JEFF YASTINE, NIGHTLY BUSINESS REPORT CORRESPONDENT: It might look like an adult game of bumper boats, but this is the starting point for a professional bass tournament. Hundreds of vessels wait their turn on the lake, but these are not ordinary small craft. Most are floating billboards, advertising everything from Chevrolet to Fuji to BF Goodrich and Tyson. The goal is to put their logos in front of the television and still cameras that carry these contests to cable television and fishing magazines.

KAREN SAVIK: Every year, it seems like there`s more and more people and there`s more and more excitement, more sponsors that want to get on this bandwagon because it`s going and it`s a train that`s going fast and everybody wants on.

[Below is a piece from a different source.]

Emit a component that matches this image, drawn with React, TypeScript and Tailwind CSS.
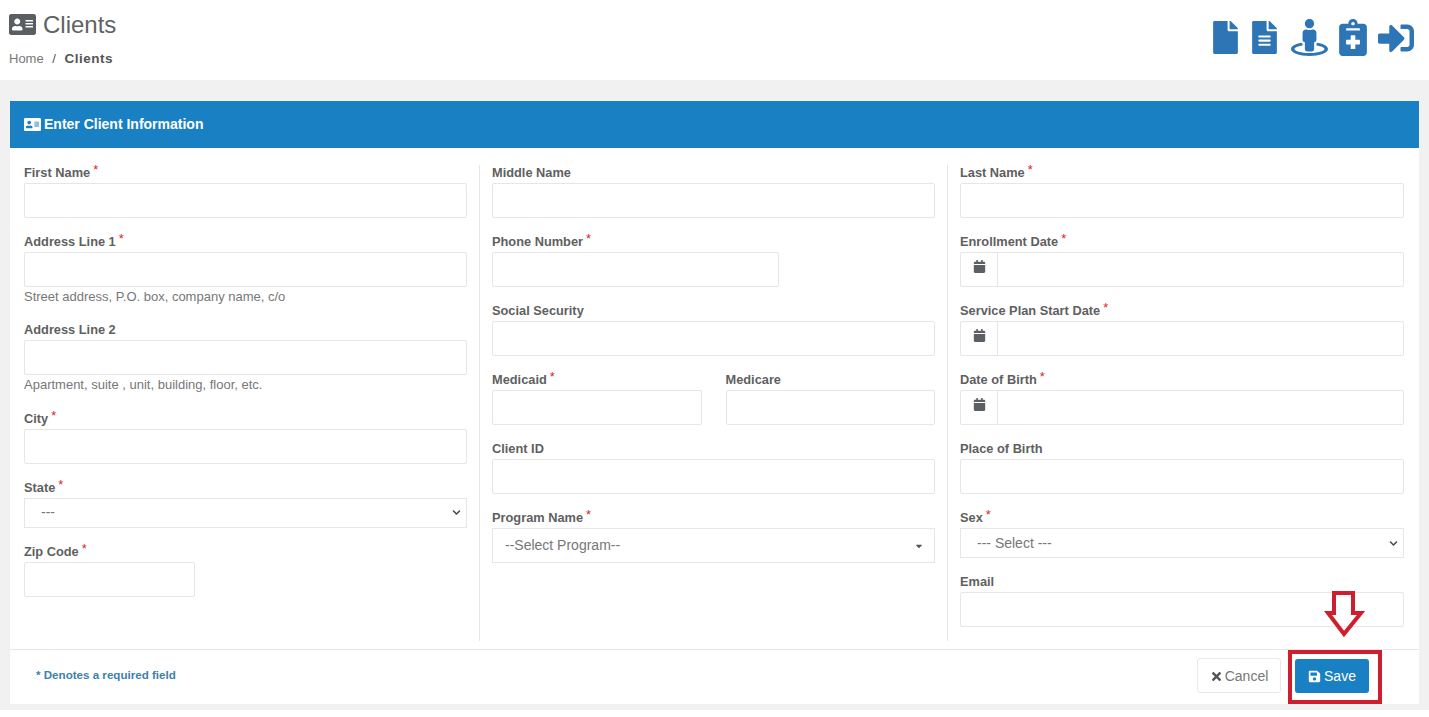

YASTINE: No company learned that earlier than Wal-Mart. It hosts many of the off-water events associated with the FLW tour, including what are called family fun zones, where corporate logos abound. Wal-Mart started sponsoring these events in the 1990s. The tour`s chairman taught the retail giant a thing or two about brand loyalty and fans of bass fishing.

IRWIN JACOBS: These people, they buy soft drinks, they buy boats, they buy cars. They buy everything everybody buys. They`re not freaks. These are people in America. Their buying power is enormous, and if they love you, they`re a cult -- a good kind of cult.

YASTINE: That brand loyalty is something craved by the major consumer brands now flocking to the sport.

VICTORIA VARHALMI: Reaching 55 million anglers is one where we get brand exposure pretty much all over the country. We have four Snickers anglers that travel all over the place and have our brand all over their signage of their trucks and their boats and they`re stopping at different rest stops and picking up a Snickers bar and just pretty much getting it out there and talking to people everyday.

YASTINE: No one has seen the changes more clearly than veteran pro anglers like George Cochran after winning a tour championship and a half million dollars last year.

GEORGE COCHRAN: A lot of these big companies, they want to grab hold of some of this excitement because there`s so many fishermen starting at a young age. Let`s say a Kellogg`s. They see a Kellogg`s boat and a Kellogg`s pro. That makes them, when they go to the grocery store, want to buy Kellogg`s. So it`s a lot like NASCAR. You know, the following of the sponsors is real big and it`s getting that way in fishing.

YASTINE: And it`s likely to stay that way, if pro bass anglers keep reeling in fans the way they do fish. Jeff Yastine, NIGHTLY BUSINESS REPORT, Clewiston, Florida.